Sistem pendidikan yang sekuler hari ini telah membentuk generasi yang materialistik dan menganggap bekerja sebagai beban. Belum lagi komitmen negeri ini yang bisa dikatakan sangat lemah dalam kemandirian pengelolaan sumber daya alam. Merupakan sebuah anomali, Indonesia sebagai negeri yang kaya akan sumber daya alam dan sumber daya manusia yang tersedia melimpah, namun justru negara-negara asinglah yang menguasainya. Hingga anak bangsa kesulitan mencari pekerjaan. Kalaupun ada, mereka hanya diserap sebagai buruh murah.

Banyaknya pengangguran di kalangan Generasi Z merupakan bukti kegagalan negeri ini. Penerapan sistem ekonomi kapitalisme di negeri ini memberikan kebebasan pada individu (pemilik modal) memiliki kekayaan alam, termasuk mengelola SDA secara mandiri oleh para pengusaha. Kebebasan pengelolaan sumber daya alam ini dilanjutkan dengan kebebasan perusahaan pengelolanya untuk menetapkan kebijakan tenaga kerja. 

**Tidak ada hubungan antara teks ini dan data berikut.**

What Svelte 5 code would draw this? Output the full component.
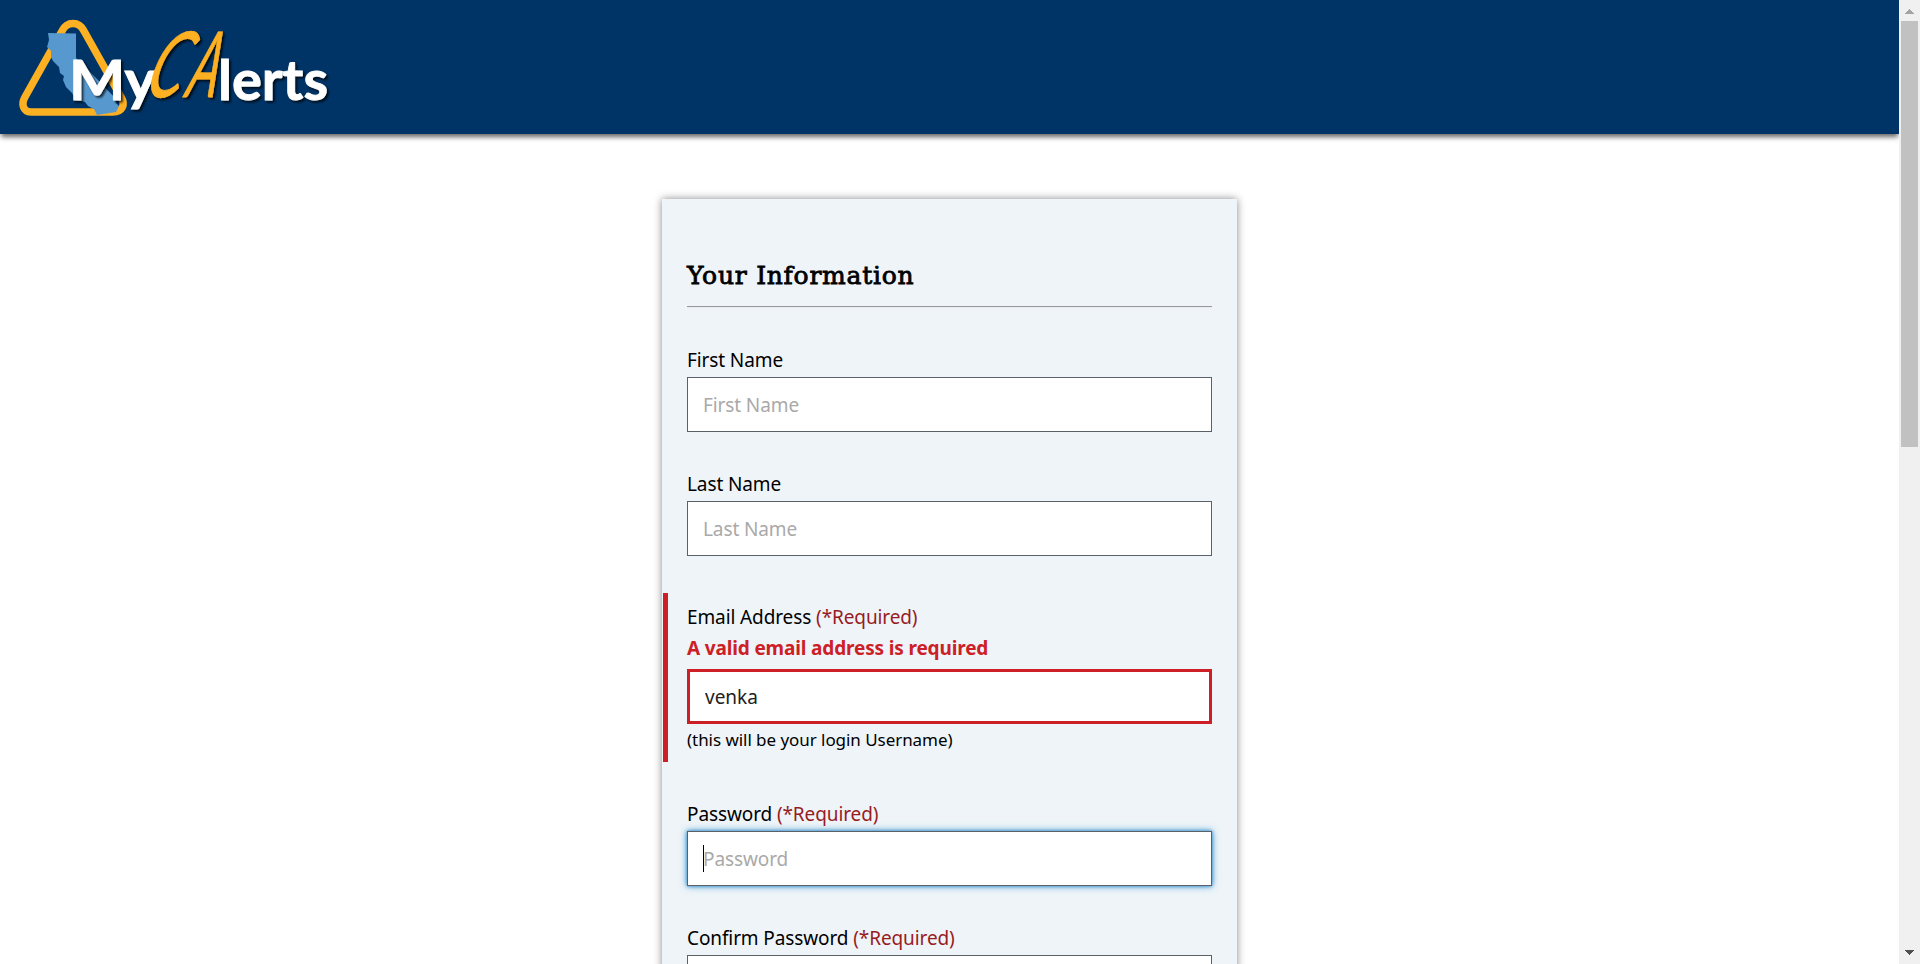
<script>
  const names = ['First Name', 'Last Name'];
</script>

<div class="window">
  <div class="page">
    <header>
      <svg class="logo" width="340" height="134" viewBox="0 0 340 134" role="img" aria-label="MyCAlerts">
        <defs>
          <filter id="drop" x="-10%" y="-10%" width="125%" height="130%">
            <feDropShadow dx="2" dy="2" stdDeviation="1.2" flood-color="#000" flood-opacity=".75" />
          </filter>
        </defs>
        <path class="triangle" d="M62 31C67 21 79 21 84 31L121 97C126 105 122 112 113 112H31C23 112 21 104 25 97Z" />
        <path class="state" d="M48 33L76 33.500V58L97 79L115 98L116 103L119 106L116 112L97 115L94 109L88 106L85 102L76 100L72 93L66 87L63 80L64 76L60 73L59 67L53 61L51 57L51 51L47 47L49 40Z" />
        <g filter="url(#drop)">
          <text class="sans" x="69" y="100" textLength="87" lengthAdjust="spacingAndGlyphs">My</text>
          <g class="script">
            <text transform="translate(142 97) skewX(-20) scale(.64 1)">C</text>
            <text transform="translate(184 97) skewX(-16) scale(.53 1)">A</text>
          </g>
          <text class="sans" x="218" y="100" textLength="110" lengthAdjust="spacingAndGlyphs">lerts</text>
        </g>
      </svg>
    </header>
    <main>
      <form>
        <h1>Your Information</h1>
        <hr />
        {#each names as name}
          <div class="field">
            <label for={name}><span>{name}</span></label>
            <input id={name} type="text" placeholder={name} />
          </div>
        {/each}
        <div class="field error">
          <label for="email"><span>Email Address</span> <span class="required">(*Required)</span></label>
          <strong>A valid email address is required</strong>
          <input id="email" type="text" value="venka" />
          <small>(this will be your login Username)</small>
        </div>
        <div class="field">
          <label for="password"><span>Password</span> <span class="required">(*Required)</span></label>
          <div class="focused">
            <input id="password" type="password" placeholder="Password" />
            <i class="caret"></i>
          </div>
        </div>
        <div class="field">
          <label for="confirm"><span>Confirm Password</span> <span class="required">(*Required)</span></label>
          <input id="confirm" type="password" />
        </div>
      </form>
    </main>
  </div>
  <div class="scrollbar">
    <svg width="21" height="21" viewBox="0 0 21 21" shape-rendering="crispEdges"><path d="M6 14L10.500 9L15 14Z" fill="#a3a3a3" /></svg>
    <div class="thumb"></div>
    <svg class="down" width="21" height="21" viewBox="0 0 21 21" shape-rendering="crispEdges"><path d="M6 7H15L10.500 12Z" fill="#505050" /></svg>
  </div>
</div>

<style>
  :global(body) { margin: 0; overflow: hidden; }
  .window { display: flex; height: 964px; overflow: hidden; background: #fff; font: 19px/30px "Noto Sans", sans-serif; color: #000; }
  .page { flex: 1; overflow: hidden; }
  header { height: 134px; background: #036; box-shadow: 0 4px 5px -1px #666; }
  .logo { display: block; }
  .triangle { fill: none; stroke: #fdb022; stroke-width: 7.5; stroke-linejoin: round; }
  .state { fill: #5799cf; }
  .sans { font: 700 55px Lato, sans-serif; fill: #fff; stroke: #fff; stroke-width: .8; }
  .script { font: italic 400 91px Lato, sans-serif; fill: #fdb022; stroke: #fdb022; stroke-width: .8; }
  main { display: flex; justify-content: center; padding-top: 65px; }
  form { box-sizing: border-box; width: 575px; height: 1400px; padding: 57px 25px 0; background: #eef4f8; box-shadow: 0 0 8px #888; }
  h1 { margin: 0; font: 400 25px/40px "DejaVu Serif", serif; letter-spacing: .75px; -webkit-text-stroke: .8px #000; white-space: nowrap; }
  hr { margin: 10px 0 37px; border: 0; border-top: 1px solid #999; border-bottom: 1px solid #e9ecee; height: 0; }
  .field { display: flex; flex-direction: column; margin-bottom: 37px; }
  label { height: 30px; margin-bottom: 2px; white-space: nowrap; letter-spacing: -.11px; }
  .required { color: #981b1e; }
  input { box-sizing: border-box; width: 100%; height: 55px; margin: 0; padding: 0 15px; border: 1px solid #5b616b; border-radius: 0; outline: 0; background: #fff; font: 19px "Noto Sans", sans-serif; letter-spacing: -.11px; color: #212121; }
  input::placeholder { color: #a9a9a9; opacity: 1; }
  .error { margin-left: -24px; padding: 9px 0 7px 19px; border-left: 5px solid #cd2026; }
  .error label { margin: 0; }
  .error input { border: 3px solid #cd2026; letter-spacing: 0; }
  strong { height: 37px; line-height: 32px; letter-spacing: -.15px; color: #cd2026; white-space: nowrap; }
  small { height: 31px; font-size: 17px; line-height: 32px; letter-spacing: -.05px; white-space: nowrap; }
  .focused { position: relative; height: 55px; box-shadow: 0 0 3px #3e94cf, 0 0 7px #3e94cf; }
  .caret { position: absolute; left: 16px; top: 14px; width: 1px; height: 27px; background: #000; }
  .scrollbar { display: flex; flex-direction: column; width: 21px; background: #f0f0f0; }
  .thumb { width: 17px; height: 426px; margin-left: 2px; background: #c1c1c1; }
  .down { margin-top: auto; }
</style>
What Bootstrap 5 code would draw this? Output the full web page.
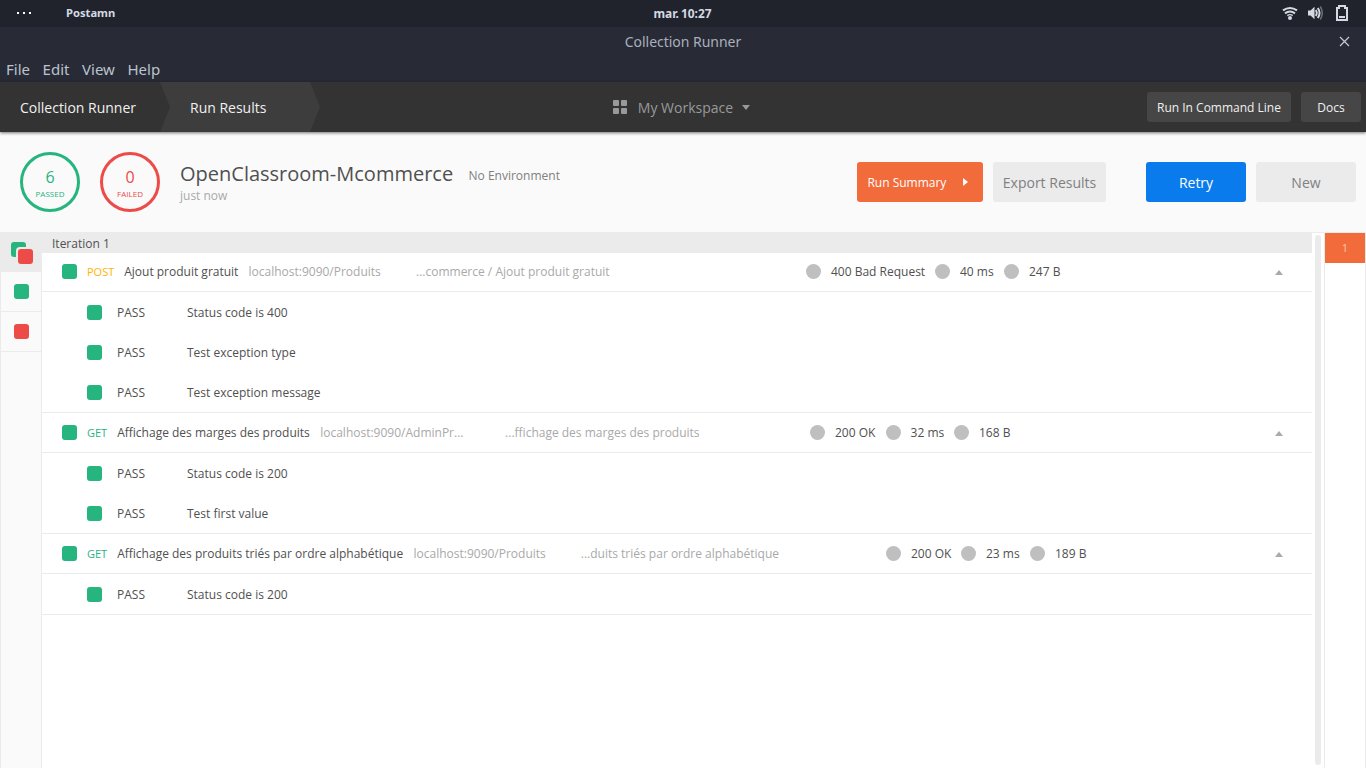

Mereka (para pengusaha) berusaha meminimalisir risiko kerugian dengan hanya merekrut tenaga kerja murah. Sisanya dikerjakan oleh mesin-mesin canggih tanpa memperhatikan efeknya bagi negara. Negara sendiri hanya bertugas sebagai regulator dan seolah lepas tanggung jawab. Negara membiarkan perusahaan asing beroperasi di negeri ini, meski mereka tidak memperhatikan nasib warga negaranya.

Dilema pengangguran yang dihadapi Generasi Z mencerminkan tantangan yang kompleks antara harapan mereka yang tinggi dan realitas sistem kapitalistik liberal. Namun, dengan sudut pandang yang tepat dan sistem yang benar, dilema ini pasti dapat diatasi. Generasi Z memiliki potensi besar untuk membawa perubahan bahkan kebangkitan, asalkan mereka dibekali dengan sistem pendidikan berbasis aqidah Islam yang mampu memecahkan problematika hidup manusia. Kehadiran negara yang mampu memberikan jaminan lapangan pekerjaan dan mengelola sumber daya alam sesuai dengan aturan syariat akan mampu mewujudkan kehidupan kondusif dan sejahtera bagi seluruh warga negaranya, termasuk generasi Z.